TASK INPUT —
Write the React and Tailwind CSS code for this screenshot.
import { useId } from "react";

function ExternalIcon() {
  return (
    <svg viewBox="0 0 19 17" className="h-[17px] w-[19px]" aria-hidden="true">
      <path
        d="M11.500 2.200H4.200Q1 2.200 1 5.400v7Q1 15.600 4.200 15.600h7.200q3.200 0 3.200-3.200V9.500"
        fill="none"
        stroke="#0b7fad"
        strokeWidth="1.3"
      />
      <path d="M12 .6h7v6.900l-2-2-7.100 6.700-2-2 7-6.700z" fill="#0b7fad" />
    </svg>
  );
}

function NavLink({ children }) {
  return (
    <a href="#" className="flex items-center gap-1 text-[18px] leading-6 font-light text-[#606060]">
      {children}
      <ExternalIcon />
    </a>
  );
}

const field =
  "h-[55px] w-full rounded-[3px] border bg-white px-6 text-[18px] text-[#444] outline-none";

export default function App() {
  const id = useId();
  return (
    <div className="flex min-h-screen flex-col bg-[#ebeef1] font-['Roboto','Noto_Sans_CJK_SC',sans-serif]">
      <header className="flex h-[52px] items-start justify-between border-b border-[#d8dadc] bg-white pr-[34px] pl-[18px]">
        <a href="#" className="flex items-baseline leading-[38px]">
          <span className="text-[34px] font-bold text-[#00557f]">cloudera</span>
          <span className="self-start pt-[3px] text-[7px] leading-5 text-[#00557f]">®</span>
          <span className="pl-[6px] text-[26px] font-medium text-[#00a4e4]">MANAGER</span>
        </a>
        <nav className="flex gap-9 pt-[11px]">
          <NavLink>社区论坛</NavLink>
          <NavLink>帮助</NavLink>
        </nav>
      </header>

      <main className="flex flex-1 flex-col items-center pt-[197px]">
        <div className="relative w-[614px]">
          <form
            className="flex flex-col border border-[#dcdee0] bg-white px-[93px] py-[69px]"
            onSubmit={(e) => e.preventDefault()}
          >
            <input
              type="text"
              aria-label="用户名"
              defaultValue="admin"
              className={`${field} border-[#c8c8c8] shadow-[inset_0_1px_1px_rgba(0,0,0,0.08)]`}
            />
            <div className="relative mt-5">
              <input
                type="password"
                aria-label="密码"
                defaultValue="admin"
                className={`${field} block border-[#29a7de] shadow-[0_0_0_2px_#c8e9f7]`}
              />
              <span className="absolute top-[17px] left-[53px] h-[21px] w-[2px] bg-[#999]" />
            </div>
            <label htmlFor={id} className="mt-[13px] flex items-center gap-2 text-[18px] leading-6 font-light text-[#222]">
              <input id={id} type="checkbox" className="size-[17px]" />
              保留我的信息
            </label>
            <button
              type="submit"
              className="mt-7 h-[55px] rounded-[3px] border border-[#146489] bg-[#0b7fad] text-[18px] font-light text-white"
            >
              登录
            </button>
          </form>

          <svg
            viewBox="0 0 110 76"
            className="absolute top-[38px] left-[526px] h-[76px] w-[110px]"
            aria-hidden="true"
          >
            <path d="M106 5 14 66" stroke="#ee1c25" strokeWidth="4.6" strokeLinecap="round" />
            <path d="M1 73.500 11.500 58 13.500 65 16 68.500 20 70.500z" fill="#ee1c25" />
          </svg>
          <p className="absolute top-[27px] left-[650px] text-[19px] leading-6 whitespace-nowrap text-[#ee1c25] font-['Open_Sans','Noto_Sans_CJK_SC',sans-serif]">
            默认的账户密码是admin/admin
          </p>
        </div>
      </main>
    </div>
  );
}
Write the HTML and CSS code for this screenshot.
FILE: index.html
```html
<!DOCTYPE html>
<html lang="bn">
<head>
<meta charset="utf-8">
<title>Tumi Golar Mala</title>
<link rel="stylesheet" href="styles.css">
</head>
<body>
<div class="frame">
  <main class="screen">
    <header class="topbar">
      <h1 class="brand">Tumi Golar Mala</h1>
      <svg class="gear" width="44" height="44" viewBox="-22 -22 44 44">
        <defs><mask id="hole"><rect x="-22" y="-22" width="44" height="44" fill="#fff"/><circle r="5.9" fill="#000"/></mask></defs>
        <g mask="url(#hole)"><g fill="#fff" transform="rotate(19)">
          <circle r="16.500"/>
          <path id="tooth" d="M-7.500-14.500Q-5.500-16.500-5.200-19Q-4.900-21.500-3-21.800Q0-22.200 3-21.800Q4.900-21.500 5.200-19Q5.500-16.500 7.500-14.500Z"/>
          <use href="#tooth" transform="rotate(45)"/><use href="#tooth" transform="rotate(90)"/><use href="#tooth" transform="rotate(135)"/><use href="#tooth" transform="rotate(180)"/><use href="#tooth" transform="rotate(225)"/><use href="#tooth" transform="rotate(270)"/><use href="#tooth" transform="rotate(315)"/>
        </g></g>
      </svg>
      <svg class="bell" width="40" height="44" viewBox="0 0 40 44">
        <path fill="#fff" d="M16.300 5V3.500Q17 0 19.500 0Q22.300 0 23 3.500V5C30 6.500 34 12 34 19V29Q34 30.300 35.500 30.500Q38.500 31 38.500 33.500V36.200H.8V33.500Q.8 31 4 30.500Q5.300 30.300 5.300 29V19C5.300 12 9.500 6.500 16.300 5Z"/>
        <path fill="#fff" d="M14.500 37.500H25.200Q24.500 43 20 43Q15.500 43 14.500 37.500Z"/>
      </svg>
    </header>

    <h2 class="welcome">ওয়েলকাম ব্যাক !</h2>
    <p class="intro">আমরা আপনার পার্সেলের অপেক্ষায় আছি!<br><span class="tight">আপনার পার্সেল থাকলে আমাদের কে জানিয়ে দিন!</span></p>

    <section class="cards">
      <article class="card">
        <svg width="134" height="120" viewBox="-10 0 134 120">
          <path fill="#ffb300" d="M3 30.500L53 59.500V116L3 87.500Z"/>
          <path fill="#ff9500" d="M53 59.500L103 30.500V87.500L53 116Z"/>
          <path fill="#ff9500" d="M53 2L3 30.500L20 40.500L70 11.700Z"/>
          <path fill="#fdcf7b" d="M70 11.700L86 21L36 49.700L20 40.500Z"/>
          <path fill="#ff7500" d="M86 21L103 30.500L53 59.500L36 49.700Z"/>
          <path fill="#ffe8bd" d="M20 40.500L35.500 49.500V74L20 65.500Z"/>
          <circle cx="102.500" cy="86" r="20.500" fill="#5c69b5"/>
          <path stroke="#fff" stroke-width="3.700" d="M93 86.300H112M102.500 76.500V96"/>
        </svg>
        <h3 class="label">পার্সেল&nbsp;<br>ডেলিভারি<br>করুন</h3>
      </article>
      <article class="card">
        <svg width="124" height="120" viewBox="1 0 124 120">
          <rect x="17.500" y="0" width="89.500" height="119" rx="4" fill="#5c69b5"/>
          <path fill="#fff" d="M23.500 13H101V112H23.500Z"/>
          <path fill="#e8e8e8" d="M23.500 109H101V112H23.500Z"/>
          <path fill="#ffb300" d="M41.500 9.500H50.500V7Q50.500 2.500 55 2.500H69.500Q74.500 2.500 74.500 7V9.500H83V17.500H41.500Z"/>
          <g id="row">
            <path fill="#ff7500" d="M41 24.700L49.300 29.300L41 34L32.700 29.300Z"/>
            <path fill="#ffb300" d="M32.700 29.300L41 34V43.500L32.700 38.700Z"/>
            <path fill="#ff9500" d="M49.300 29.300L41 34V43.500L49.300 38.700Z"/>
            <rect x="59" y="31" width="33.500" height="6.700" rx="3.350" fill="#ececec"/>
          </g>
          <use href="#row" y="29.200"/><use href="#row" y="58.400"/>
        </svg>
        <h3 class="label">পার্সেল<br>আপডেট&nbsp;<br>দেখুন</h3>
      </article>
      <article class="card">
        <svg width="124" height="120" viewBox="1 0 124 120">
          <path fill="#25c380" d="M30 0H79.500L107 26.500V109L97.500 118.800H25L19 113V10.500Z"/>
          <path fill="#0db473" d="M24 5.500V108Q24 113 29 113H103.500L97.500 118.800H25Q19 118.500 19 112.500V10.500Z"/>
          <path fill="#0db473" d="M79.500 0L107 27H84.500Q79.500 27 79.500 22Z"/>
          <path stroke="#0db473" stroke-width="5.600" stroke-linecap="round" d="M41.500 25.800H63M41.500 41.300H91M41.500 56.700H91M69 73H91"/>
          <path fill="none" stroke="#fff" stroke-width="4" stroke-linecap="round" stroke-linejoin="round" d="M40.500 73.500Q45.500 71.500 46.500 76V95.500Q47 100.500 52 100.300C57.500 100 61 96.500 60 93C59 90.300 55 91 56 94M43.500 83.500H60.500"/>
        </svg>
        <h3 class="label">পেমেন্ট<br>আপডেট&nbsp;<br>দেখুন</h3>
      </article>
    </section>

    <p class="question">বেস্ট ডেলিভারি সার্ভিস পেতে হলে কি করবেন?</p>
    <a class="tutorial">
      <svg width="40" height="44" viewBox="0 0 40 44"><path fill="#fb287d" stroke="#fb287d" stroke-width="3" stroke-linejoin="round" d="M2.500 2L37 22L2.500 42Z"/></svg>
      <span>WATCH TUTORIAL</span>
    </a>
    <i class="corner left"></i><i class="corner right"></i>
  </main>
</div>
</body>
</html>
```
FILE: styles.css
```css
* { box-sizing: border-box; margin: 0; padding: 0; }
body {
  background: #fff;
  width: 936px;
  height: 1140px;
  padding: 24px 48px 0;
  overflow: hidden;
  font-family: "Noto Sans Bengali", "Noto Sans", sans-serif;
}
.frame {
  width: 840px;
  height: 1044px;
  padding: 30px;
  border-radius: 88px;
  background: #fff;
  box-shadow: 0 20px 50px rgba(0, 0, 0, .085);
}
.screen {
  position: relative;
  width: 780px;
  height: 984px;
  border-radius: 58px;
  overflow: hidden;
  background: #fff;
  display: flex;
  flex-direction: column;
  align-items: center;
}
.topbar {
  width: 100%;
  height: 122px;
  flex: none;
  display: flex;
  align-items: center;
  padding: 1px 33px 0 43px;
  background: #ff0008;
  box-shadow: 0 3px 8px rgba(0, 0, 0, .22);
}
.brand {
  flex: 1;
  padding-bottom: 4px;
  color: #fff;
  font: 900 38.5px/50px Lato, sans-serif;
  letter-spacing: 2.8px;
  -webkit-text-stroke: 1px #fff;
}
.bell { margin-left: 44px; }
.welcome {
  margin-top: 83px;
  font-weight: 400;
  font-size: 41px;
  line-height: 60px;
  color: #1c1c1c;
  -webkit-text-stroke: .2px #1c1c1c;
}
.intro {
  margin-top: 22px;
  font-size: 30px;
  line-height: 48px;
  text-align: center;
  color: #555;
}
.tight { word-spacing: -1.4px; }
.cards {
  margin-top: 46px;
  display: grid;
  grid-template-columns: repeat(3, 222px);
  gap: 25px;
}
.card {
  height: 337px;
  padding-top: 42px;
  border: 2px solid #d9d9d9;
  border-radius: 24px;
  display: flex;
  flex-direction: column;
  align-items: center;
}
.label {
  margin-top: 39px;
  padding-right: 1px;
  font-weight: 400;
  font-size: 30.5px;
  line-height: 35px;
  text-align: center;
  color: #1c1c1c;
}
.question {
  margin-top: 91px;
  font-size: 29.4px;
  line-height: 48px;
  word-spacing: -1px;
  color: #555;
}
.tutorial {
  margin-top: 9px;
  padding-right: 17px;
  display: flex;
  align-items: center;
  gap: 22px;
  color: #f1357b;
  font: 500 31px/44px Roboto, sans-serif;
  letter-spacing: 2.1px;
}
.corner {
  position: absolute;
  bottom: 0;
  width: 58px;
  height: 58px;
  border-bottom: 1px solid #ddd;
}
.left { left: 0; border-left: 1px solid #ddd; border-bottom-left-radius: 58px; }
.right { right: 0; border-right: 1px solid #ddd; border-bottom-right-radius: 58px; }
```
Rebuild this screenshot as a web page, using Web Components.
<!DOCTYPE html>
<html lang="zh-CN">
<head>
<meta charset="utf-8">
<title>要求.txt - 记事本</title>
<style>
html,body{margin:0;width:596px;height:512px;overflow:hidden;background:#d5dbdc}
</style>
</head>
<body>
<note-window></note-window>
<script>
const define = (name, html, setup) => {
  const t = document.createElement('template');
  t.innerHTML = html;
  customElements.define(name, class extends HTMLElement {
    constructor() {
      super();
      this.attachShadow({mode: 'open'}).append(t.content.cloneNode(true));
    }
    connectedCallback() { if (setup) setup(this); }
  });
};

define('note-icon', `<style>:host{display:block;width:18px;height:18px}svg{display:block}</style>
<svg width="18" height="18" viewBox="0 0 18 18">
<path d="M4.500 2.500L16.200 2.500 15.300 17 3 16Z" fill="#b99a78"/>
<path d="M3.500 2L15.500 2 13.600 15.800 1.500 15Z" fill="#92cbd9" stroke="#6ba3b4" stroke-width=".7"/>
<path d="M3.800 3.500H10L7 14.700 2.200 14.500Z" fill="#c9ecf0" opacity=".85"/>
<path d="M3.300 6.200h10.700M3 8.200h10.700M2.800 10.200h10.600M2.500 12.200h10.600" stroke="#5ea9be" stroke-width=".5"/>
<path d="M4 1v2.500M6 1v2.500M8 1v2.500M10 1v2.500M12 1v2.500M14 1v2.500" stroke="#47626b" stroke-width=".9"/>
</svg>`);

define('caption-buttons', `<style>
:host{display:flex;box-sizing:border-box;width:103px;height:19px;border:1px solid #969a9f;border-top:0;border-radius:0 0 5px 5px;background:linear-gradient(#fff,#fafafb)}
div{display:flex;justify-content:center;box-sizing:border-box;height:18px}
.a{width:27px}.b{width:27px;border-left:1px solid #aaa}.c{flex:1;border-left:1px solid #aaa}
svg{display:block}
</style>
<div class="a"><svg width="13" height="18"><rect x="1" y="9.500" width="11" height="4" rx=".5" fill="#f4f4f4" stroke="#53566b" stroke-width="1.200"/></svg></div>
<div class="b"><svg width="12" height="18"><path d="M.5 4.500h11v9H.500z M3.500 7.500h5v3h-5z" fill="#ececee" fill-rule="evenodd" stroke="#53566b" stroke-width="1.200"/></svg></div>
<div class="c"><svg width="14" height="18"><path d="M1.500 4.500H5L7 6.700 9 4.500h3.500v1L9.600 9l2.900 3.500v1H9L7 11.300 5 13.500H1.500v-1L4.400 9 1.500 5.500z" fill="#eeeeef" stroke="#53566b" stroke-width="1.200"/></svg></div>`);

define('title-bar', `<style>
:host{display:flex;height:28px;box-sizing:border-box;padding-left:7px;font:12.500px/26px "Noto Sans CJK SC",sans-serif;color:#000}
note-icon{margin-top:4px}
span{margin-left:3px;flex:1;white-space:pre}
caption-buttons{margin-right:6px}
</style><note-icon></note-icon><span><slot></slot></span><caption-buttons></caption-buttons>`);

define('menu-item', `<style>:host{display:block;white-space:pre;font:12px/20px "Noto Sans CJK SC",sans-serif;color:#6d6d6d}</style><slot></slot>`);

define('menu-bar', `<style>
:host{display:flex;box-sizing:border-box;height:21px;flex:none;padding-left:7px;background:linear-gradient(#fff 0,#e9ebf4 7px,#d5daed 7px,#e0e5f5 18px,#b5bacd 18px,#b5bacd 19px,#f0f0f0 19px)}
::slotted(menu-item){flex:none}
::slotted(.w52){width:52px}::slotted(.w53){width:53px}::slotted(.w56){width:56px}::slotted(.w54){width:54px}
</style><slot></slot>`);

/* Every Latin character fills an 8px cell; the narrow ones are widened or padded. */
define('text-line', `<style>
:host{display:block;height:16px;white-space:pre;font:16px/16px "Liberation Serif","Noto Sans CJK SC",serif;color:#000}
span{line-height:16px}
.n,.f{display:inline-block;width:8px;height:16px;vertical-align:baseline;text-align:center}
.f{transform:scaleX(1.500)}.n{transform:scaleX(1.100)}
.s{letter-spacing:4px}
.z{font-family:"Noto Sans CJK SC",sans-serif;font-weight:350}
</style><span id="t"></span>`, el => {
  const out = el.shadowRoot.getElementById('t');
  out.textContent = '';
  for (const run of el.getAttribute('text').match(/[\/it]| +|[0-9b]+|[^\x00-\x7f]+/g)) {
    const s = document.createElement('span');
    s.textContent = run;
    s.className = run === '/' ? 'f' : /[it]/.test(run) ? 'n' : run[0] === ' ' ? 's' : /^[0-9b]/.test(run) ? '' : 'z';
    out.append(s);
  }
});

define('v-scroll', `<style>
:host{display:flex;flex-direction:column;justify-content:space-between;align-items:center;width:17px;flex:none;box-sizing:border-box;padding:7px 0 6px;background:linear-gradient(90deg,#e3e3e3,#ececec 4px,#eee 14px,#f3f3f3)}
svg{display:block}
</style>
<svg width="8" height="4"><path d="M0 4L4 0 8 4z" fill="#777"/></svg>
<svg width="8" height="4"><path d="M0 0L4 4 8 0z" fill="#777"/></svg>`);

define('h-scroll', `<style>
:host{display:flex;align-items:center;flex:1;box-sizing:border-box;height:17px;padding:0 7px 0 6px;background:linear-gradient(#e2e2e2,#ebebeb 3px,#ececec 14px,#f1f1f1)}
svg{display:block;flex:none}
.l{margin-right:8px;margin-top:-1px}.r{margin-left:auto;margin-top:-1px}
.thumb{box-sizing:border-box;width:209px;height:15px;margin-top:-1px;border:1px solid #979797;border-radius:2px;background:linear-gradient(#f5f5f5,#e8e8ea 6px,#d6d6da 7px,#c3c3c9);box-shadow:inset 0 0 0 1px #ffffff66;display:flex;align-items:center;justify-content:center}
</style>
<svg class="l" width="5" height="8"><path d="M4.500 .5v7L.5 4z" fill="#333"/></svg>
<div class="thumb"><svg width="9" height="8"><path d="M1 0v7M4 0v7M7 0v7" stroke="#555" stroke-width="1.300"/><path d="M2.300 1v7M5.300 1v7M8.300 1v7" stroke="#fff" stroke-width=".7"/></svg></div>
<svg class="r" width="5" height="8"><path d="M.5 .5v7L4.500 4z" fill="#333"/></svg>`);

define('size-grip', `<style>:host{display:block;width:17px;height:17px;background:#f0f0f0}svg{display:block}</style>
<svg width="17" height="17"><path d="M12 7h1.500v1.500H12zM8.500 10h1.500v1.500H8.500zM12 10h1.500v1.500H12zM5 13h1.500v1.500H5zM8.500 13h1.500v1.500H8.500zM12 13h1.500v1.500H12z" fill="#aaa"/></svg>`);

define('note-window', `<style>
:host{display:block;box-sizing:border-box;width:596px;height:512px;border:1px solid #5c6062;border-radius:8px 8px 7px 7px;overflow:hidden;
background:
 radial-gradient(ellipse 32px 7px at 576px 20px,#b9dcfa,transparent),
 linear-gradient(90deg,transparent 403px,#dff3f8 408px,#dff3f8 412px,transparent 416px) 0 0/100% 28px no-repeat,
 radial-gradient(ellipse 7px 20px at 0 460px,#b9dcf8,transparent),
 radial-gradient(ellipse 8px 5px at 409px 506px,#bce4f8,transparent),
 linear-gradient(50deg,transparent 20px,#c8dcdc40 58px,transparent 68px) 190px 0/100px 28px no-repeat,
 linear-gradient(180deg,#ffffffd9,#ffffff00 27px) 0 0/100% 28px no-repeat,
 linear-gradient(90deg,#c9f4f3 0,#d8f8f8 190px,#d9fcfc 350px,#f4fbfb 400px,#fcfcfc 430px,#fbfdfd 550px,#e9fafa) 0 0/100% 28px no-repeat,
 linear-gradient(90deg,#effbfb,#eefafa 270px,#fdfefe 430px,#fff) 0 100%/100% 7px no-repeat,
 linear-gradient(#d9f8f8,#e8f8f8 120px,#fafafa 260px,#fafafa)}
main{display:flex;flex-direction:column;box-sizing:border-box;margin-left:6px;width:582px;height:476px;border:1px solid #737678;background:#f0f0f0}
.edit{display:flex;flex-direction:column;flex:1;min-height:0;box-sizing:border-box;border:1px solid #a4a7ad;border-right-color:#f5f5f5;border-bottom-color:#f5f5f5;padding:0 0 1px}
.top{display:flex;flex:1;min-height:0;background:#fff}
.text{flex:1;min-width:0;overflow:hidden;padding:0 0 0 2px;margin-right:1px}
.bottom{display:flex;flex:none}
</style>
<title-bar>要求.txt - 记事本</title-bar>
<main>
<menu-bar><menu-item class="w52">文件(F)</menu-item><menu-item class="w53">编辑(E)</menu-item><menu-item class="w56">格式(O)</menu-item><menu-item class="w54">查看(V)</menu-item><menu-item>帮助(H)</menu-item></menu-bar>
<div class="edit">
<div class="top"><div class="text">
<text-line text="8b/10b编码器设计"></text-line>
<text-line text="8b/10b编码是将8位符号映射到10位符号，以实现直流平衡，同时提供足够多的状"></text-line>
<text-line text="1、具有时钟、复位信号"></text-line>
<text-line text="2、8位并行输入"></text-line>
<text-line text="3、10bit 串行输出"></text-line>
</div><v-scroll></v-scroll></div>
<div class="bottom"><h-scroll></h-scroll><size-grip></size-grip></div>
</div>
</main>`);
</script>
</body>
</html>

TASK DETAILS —
Print from the first line through the line that contains "w-full rounded-[3px] border", please, including both, and leave out every line outside that stretch.

EXERCISE ANSWER —
Write the React and Tailwind CSS code for this screenshot.
import { useId } from "react";

function ExternalIcon() {
  return (
    <svg viewBox="0 0 19 17" className="h-[17px] w-[19px]" aria-hidden="true">
      <path
        d="M11.500 2.200H4.200Q1 2.200 1 5.400v7Q1 15.600 4.200 15.600h7.200q3.200 0 3.200-3.200V9.500"
        fill="none"
        stroke="#0b7fad"
        strokeWidth="1.3"
      />
      <path d="M12 .6h7v6.900l-2-2-7.100 6.700-2-2 7-6.700z" fill="#0b7fad" />
    </svg>
  );
}

function NavLink({ children }) {
  return (
    <a href="#" className="flex items-center gap-1 text-[18px] leading-6 font-light text-[#606060]">
      {children}
      <ExternalIcon />
    </a>
  );
}

const field =
  "h-[55px] w-full rounded-[3px] border bg-white px-6 text-[18px] text-[#444] outline-none";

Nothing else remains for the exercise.